I answered Lord Kitchener very carefully in the following words:—
"EXCELLENCY,—
"I acknowledge the receipt of your Excellency's missive in which was enclosed your Proclamation, dated the 7th August, 1901. I and my officers assure your Excellency that we fight with one aim only—our independence, which we never can or will sacrifice!"
It would have been childish to fear that letter and that Proclamation. From the short answer which I sent to Lord Kitchener, the reader will clearly see the opinion that I and my officers held concerning it: "Bangmaak is nog niet doodmaak,"[98] as our proverb says.
It was curious to see how this Proclamation was taken by the burghers. It had no effect whatsoever. I heard many burghers say that it would now be seen whether the officers had the cause of their country really at heart or not, and whether they were themselves to surrender and lay down their arms before the 15th of September. I must here declare that I know of no single case where an officer in consequence of this proclamation surrendered; on the contrary, when the day fixed by Lord Kitchener for the surrender had passed, the burghers had more reason to trust in their officers than before; and I can assure my readers that if at the beginning of the war we had had officers of the same kind as we had towards the end of the strife, it would have been easier to have maintained discipline.
September the 15th was thus fixed upon by Lord Kitchener as the last day on which we should have an opportunity of surrendering. The President and Commander-in-Chief of the Transvaal and the Orange Free State returned answer that they would still continue the war, and subsequent events put a seal to their answer.
Three battles were fought—one by General Brand at Blakfontein, another by General De la Rey in the west of the Transvaal, and yet another by General Botha at Itala, all in the month of September.
President Steyn sent Lord Kitchener a long letter, in which he showed most clearly what the causes of the war had been, and what was the condition of matters at that time. The letter was as follows:—
IN THE VELDT, August 15th, 1901.
TO HIS EXCELLENCY, LORD KITCHENER, ETC.
EXCELLENCY,—
I have the honour to acknowledge the receipt of your Excellency's letter, dated Aug. 7th, 1901, enclosing your Excellency's Proclamation of the same date.
The conciliatory tone of your Excellency's letter encourages me to speak freely, and to answer it at some length. I have noticed that not only your Excellency in your letter asserts, but that also responsible statesmen in your country assert, that the declaration of war from the South African Republic, and the inroad on the British territory, had been the cause of the war.

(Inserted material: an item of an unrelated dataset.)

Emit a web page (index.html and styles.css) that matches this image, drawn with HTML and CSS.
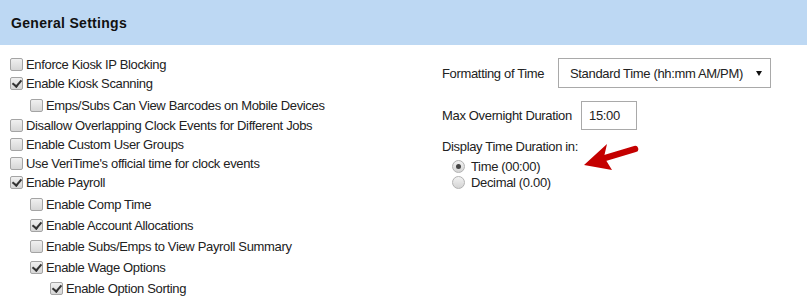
FILE: index.html
```html
<!DOCTYPE html>
<html lang="en">
<head>
    <meta charset="UTF-8">
    <title>General Settings</title>
    <link rel="stylesheet" href="styles.css">
</head>
<body>
    <div class="panel-head">
        <h2>General Settings</h2>
    </div>

    <div class="panel-body">
        <div class="options">
            <label class="row"><span class="box"></span>Enforce Kiosk IP Blocking</label>
            <label class="row"><span class="box checked"></span>Enable Kiosk Scanning</label>
            <div class="sub">
                <label class="row"><span class="box"></span>Emps/Subs Can View Barcodes on Mobile Devices</label>
            </div>
            <label class="row"><span class="box"></span>Disallow Overlapping Clock Events for Different Jobs</label>
            <label class="row"><span class="box"></span>Enable Custom User Groups</label>
            <label class="row"><span class="box"></span>Use VeriTime's official time for clock events</label>
            <label class="row"><span class="box checked"></span>Enable Payroll</label>
            <div class="sub">
                <label class="row"><span class="box"></span>Enable Comp Time</label>
                <label class="row"><span class="box checked"></span>Enable Account Allocations</label>
                <label class="row"><span class="box"></span>Enable Subs/Emps to View Payroll Summary</label>
                <label class="row"><span class="box checked"></span>Enable Wage Options</label>
                <div class="sub">
                    <label class="row"><span class="box checked"></span>Enable Option Sorting</label>
                </div>
            </div>
        </div>

        <div class="time-settings">
            <div class="field">
                <span class="field-label">Formatting of Time</span>
                <div class="select">
                    <span>Standard Time (hh:mm AM/PM)</span>
                    <span class="caret"></span>
                </div>
            </div>
            <div class="field field-max">
                <span class="field-label">Max Overnight Duration</span>
                <div class="text-input">15:00</div>
            </div>
            <div class="duration">
                <div class="duration-title">Display Time Duration in:</div>
                <label class="radio-row"><span class="radio on"></span>Time (00:00)</label>
                <label class="radio-row"><span class="radio"></span>Decimal (0.00)</label>
                <svg class="pointer" viewBox="0 0 56 30" width="56" height="30">
                    <path d="M22 16 L52 7" stroke="#c40000" stroke-width="6.5" stroke-linecap="round" fill="none"/>
                    <path d="M1 23 L24 2 L21 15 L29 28 Z" fill="#c40000"/>
                </svg>
            </div>
        </div>
    </div>
</body>
</html>
```

FILE: styles.css
```css
* {
    margin: 0;
    padding: 0;
    box-sizing: border-box;
}

body {
    font-family: "Liberation Sans", Arial, sans-serif;
    font-size: 13px;
    letter-spacing: -0.34px;
    color: #222;
    background: #fff;
    width: 807px;
    height: 307px;
    overflow: hidden;
}

.panel-head {
    background: #bdd8f3;
    height: 45px;
    padding: 15px 11px 0;
}

.panel-head h2 {
    font-size: 14px;
    font-weight: bold;
    color: #111;
    letter-spacing: 0.3px;
}

.panel-body {
    display: grid;
    grid-template-columns: 442px 1fr;
}

.options {
    padding: 10px 0 0 10px;
}

.row {
    display: flex;
    align-items: center;
    height: 19px;
    white-space: nowrap;
}

.sub {
    padding: 2px 0 0 20px;
}

.sub .row {
    height: 21px;
}

.sub .sub {
    padding-top: 0;
}

.box {
    width: 13px;
    height: 13px;
    margin-right: 3px;
    border: 1px solid #a4a4a4;
    border-radius: 2px;
    background: linear-gradient(#f0f0f0, #d6d6d6);
    position: relative;
    flex-shrink: 0;
}

.box.checked::after {
    content: "";
    position: absolute;
    left: 3px;
    top: 0px;
    width: 4px;
    height: 7px;
    border: solid #333;
    border-width: 0 2px 2px 0;
    transform: rotate(40deg);
}

.time-settings {
    padding-top: 13px;
}

.field {
    display: flex;
    align-items: center;
}

.field-label {
    width: 116px;
}

.select {
    width: 213px;
    height: 30px;
    border: 1px solid #a9a9a9;
    display: flex;
    align-items: center;
    justify-content: space-between;
    padding: 0 8px 0 11px;
}

.caret {
    width: 0;
    height: 0;
    border-left: 3.5px solid transparent;
    border-right: 3.5px solid transparent;
    border-top: 5px solid #111;
    margin-top: 1px;
}

.field-max {
    margin-top: 13px;
}

.field-max .field-label {
    width: 139px;
}

.text-input {
    width: 56px;
    height: 29px;
    border: 1px solid #a9a9a9;
    display: flex;
    align-items: center;
    padding-left: 7px;
}

.duration {
    position: relative;
    margin-top: 9px;
}

.duration-title {
    line-height: 16px;
    margin-bottom: 3px;
}

.radio-row {
    display: flex;
    align-items: center;
    height: 16px;
    padding-left: 10px;
}

.radio {
    width: 13px;
    height: 13px;
    border-radius: 50%;
    border: 1px solid #b2b2b2;
    background: linear-gradient(#f2f2f2, #d4d4d4);
    margin-right: 6px;
    position: relative;
}

.radio.on::after {
    content: "";
    position: absolute;
    left: 3px;
    top: 3px;
    width: 5px;
    height: 5px;
    border-radius: 50%;
    background: #444;
}

.pointer {
    position: absolute;
    left: 141px;
    top: 3px;
}
```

I hardly believe it necessary to remind your Excellency that, in 1895, when the South African Republic was unarmed and peaceful, and had no thought but that their neighbours were civilized nations, an unexpected attack was made on them from the British territory. I do not consider it necessary to point out to your Excellency that the mad enterprise—for surely the instigators of it could not have been sane—miscarried, and the whole body of invaders fell into the hands of the South African Republic. The South African Government, trusting in the integrity of the English nation, handed over to His Majesty's Government all the persons whom they had taken prisoner, notwithstanding that, in conformity with international law, these persons had merited death.

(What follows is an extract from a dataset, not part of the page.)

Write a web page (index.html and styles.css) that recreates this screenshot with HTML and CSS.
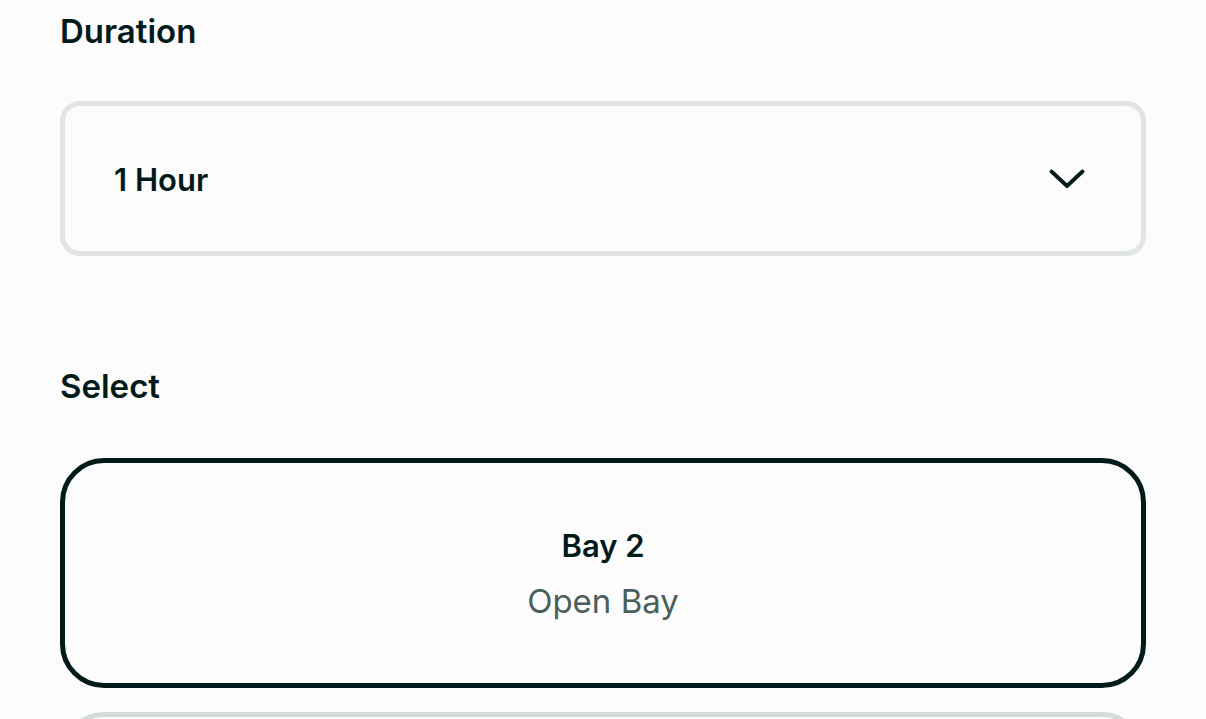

I also do not consider it necessary to remind your Excellency that after an honest judge had condemned the leaders of this expedition to imprisonment, the most prominent of them were not compelled to serve the whole of their time, but, previous to its termination, were liberated for various most insufficient reasons. Neither need I remind your Excellency that when a Parliamentary Commission was nominated, to investigate the causes and reasons of the said expedition, this Commission, instead of investigating the matter, would not allow the proofs to come to light, and that, when the Commission, notwithstanding the high influence at work during its sitting, had found the chief conspirator, Mr. Rhodes, guilty, and had reported him as such to Parliament, Mr. Chamberlain, who was one of the members of the Commission, contradicted his own report[99] by defending Mr. Rhodes.
Your Excellency will have to acknowledge that the South African Republic as well as the civilized world was perfectly justified in coming to the conclusion that the Jameson expedition, which we first believed to have been undertaken by irresponsible persons, and without the cognizance of His Majesty's Government, was well known, if not to all, yet still to some members of His Majesty's Government. I need not remind your Excellency that since that time, not only has no reasonable indemnity been paid to the South African Republic, as was at that time promised, but also that the Republic has been harassed with despatches and threats concerning its internal Government. I also need not tell your Excellency that outside influence was used in order that memorials to His Majesty's Government might be drawn up concerning alleged grievances, so that His Majesty's Government might have the desired opportunity of interfering with the inner policy of the South African Republic.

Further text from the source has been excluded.